In Three Elements, Gottlieb uses edges crisp, fuzzy, and ragged for a variety of purposes: to impart definition to shapes; to invoke dissimilar emotional and intellectual responses in us. This powerful tool—the use of edge—isn't possible, working in sheet-metal. For reasons like this in the nature of materials, the sculptures don't have enough complex or nuanced elements to satisfy like Gottlieb's paintings do.
I'm sorry that I can't include any photographs of the maquettes for the sculptures, however, for these little painted cardboard trials in fact come very close to being comparable to the paintings in emotional effect. Several of these are pictured in the show's catalogue, Adolph Gottlieb: Sculptor, published by the Gottlieb Foundation (ISBN 978-0-9642065-2-6). The maquettes are, to my mind, more eloquent than the finished sculptures because they are so evidently simple, expressive of complex thought and intimate emotions. The cutting of cardboard with scissors doesn't produce exact products. Gottlieb wasn't exact or even decisive in painting them, so we see that painting history the final products lack. Cardboard isn't very strong, so some of the maquettes slump or list in a way that allows the emotion to show in the materials themselves.

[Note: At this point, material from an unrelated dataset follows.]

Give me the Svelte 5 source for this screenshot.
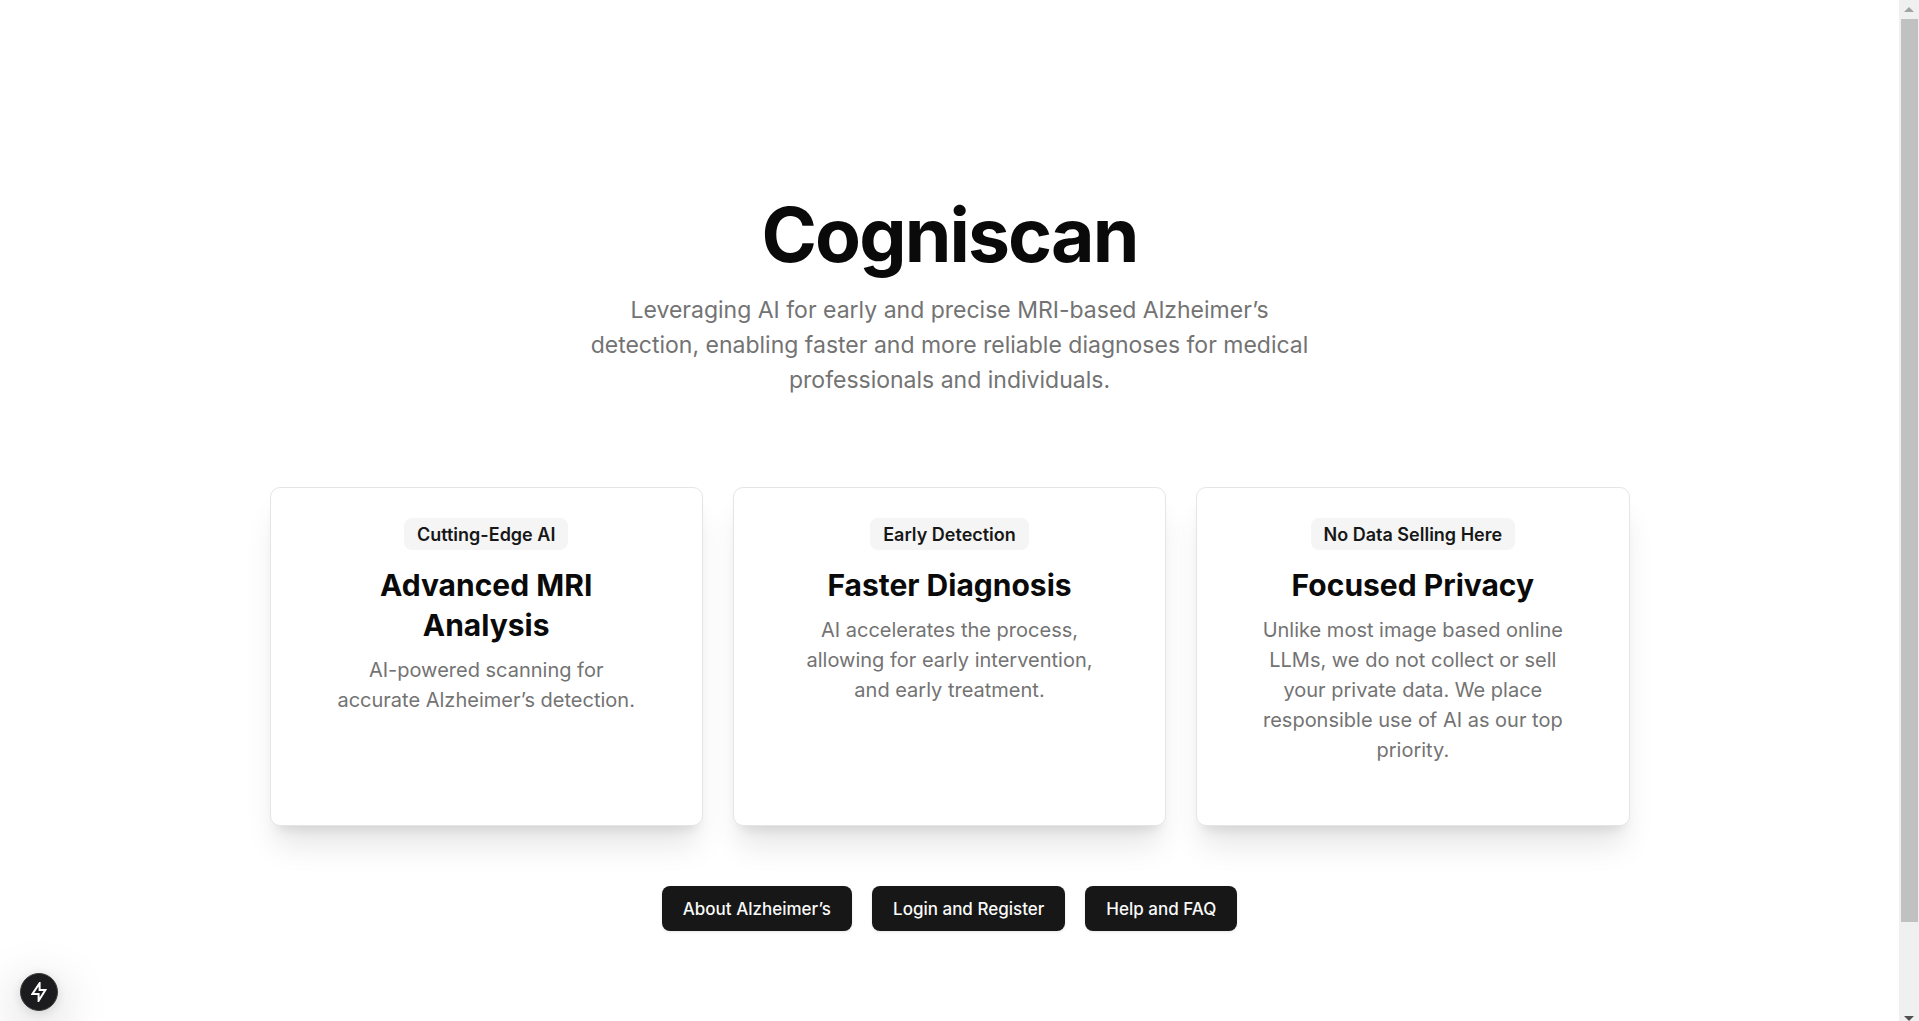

There is a wish—an aspiration—there is nuance in each maquette that the purity of the final, inflexible steel can't imitate. Those qualities of nuance, breathing room, or open potential exist inside of paint on canvas but around the steel cut-out sculpture. The maquettes, existing in a material world between the two, seem to participate in more of the soft virtues of painting.
I found Adolph Gottlieb: Sculptor to be a delight, especially because of the way the show allows the visitor access to the artist's process, presenting all the working stages of the sculptor's design process, and coordinating examples of Gottlieb's imagery in both media during the period. Good luck for Midwesterners: Akron will have the show until mid-February. After it closes there, it will open again in Ann Arbor this fall. The University of Michigan Museum of Art will have it from September 21, 2013 through January 5, 2014.